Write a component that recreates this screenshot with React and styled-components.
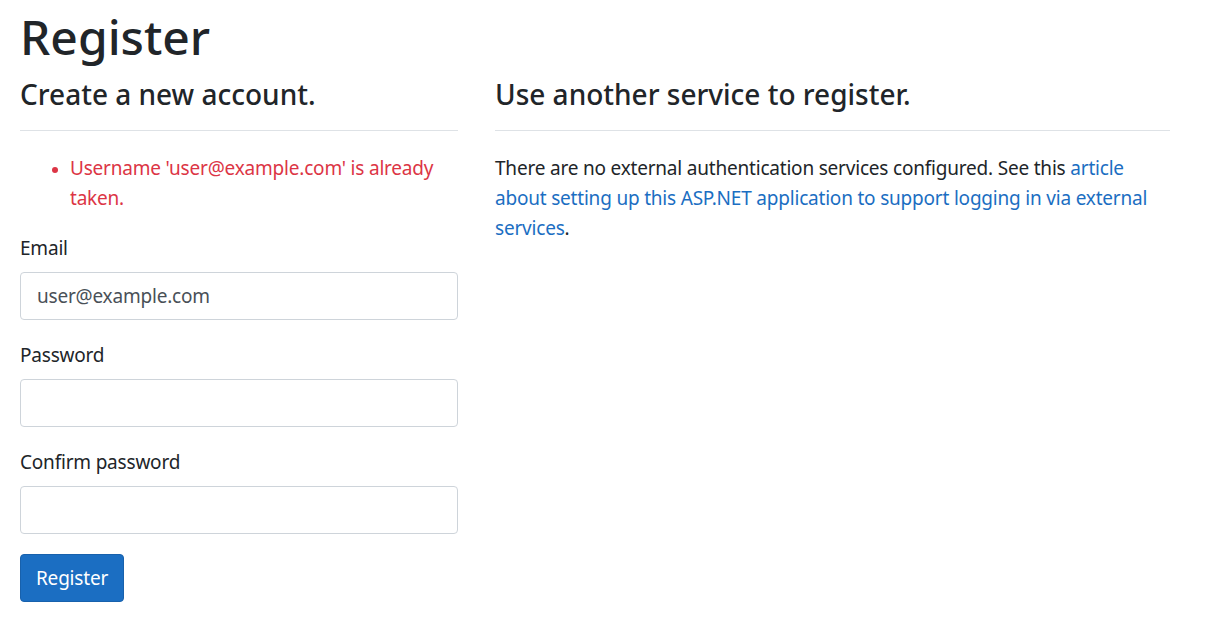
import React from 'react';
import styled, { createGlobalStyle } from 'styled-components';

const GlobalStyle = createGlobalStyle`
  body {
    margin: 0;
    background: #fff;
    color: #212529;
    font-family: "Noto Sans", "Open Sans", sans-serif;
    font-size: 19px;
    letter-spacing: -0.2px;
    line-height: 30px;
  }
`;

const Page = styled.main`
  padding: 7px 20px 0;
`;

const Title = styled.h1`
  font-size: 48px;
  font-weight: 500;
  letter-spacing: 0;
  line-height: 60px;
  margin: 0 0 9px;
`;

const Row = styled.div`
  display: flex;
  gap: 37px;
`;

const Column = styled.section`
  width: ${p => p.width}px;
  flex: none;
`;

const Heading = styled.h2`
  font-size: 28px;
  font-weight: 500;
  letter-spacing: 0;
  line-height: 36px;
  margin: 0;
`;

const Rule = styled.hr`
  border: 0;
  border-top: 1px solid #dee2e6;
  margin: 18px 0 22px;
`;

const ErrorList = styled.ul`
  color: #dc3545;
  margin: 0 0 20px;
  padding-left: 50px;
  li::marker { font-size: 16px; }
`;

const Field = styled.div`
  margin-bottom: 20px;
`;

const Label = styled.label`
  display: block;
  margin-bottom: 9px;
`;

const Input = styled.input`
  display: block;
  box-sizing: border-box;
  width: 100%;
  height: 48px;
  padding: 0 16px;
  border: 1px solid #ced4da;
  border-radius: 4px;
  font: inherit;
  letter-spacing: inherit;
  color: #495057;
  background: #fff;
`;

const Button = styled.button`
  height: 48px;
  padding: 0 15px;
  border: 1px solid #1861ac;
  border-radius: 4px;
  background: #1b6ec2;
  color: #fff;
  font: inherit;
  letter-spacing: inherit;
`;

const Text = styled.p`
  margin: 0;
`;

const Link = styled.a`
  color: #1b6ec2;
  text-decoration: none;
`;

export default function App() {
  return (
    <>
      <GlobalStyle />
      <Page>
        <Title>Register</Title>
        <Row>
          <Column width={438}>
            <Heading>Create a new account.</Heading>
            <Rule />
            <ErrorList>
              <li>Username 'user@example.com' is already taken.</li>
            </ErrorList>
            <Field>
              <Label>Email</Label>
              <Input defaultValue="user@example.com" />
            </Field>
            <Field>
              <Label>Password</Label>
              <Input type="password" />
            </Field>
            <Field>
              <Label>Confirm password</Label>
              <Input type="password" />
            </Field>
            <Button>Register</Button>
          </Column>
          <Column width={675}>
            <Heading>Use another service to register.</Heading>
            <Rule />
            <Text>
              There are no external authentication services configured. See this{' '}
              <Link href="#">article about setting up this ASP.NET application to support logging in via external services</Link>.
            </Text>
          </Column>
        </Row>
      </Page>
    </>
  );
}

--

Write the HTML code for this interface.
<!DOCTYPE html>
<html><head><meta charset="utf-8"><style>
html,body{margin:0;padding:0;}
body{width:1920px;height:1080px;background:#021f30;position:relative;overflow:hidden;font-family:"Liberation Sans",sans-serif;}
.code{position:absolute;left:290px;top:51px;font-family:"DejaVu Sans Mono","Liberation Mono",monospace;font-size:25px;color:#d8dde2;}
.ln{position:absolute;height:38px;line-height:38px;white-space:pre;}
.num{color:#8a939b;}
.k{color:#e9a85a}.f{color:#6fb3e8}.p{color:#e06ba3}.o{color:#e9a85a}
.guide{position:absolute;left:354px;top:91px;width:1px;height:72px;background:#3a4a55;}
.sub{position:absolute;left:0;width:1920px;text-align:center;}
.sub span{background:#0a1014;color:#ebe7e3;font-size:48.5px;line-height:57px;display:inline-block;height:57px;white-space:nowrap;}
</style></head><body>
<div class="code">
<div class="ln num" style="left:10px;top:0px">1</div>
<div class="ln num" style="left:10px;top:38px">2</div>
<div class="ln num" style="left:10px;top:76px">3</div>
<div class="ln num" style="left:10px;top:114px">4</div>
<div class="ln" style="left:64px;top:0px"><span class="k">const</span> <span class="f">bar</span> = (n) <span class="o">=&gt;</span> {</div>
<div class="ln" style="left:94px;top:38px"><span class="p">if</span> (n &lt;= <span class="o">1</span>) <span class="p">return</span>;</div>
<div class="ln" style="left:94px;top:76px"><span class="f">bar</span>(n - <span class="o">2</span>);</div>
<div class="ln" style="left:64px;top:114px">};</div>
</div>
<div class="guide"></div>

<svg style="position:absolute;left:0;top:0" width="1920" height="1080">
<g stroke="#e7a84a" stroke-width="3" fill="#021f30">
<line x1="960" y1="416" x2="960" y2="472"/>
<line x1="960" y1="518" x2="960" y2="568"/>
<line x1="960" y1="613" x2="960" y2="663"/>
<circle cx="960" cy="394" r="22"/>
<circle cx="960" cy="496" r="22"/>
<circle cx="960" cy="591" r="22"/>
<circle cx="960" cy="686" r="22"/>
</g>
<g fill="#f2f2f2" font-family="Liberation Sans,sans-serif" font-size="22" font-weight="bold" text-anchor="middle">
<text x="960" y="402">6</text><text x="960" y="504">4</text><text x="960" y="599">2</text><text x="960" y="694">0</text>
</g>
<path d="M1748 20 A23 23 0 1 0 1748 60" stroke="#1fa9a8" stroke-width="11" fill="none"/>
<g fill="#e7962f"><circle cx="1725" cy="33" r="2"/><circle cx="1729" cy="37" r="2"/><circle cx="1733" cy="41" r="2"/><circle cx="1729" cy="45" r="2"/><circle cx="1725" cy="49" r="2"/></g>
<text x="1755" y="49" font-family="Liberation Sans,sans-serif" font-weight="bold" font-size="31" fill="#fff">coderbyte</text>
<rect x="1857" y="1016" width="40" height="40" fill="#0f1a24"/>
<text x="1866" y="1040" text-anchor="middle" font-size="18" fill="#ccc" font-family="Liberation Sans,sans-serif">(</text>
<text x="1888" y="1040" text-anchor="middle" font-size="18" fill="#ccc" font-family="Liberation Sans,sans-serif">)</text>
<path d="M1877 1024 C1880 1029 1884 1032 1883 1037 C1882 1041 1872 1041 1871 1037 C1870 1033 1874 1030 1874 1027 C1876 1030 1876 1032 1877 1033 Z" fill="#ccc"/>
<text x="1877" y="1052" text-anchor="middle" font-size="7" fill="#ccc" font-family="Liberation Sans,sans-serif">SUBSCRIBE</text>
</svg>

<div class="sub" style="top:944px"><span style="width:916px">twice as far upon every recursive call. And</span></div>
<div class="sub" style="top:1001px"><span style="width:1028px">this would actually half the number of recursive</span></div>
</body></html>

● Stated task:
Say, as a bare number, how many lines in the entries above include the string "Write".

● Exercise output:
2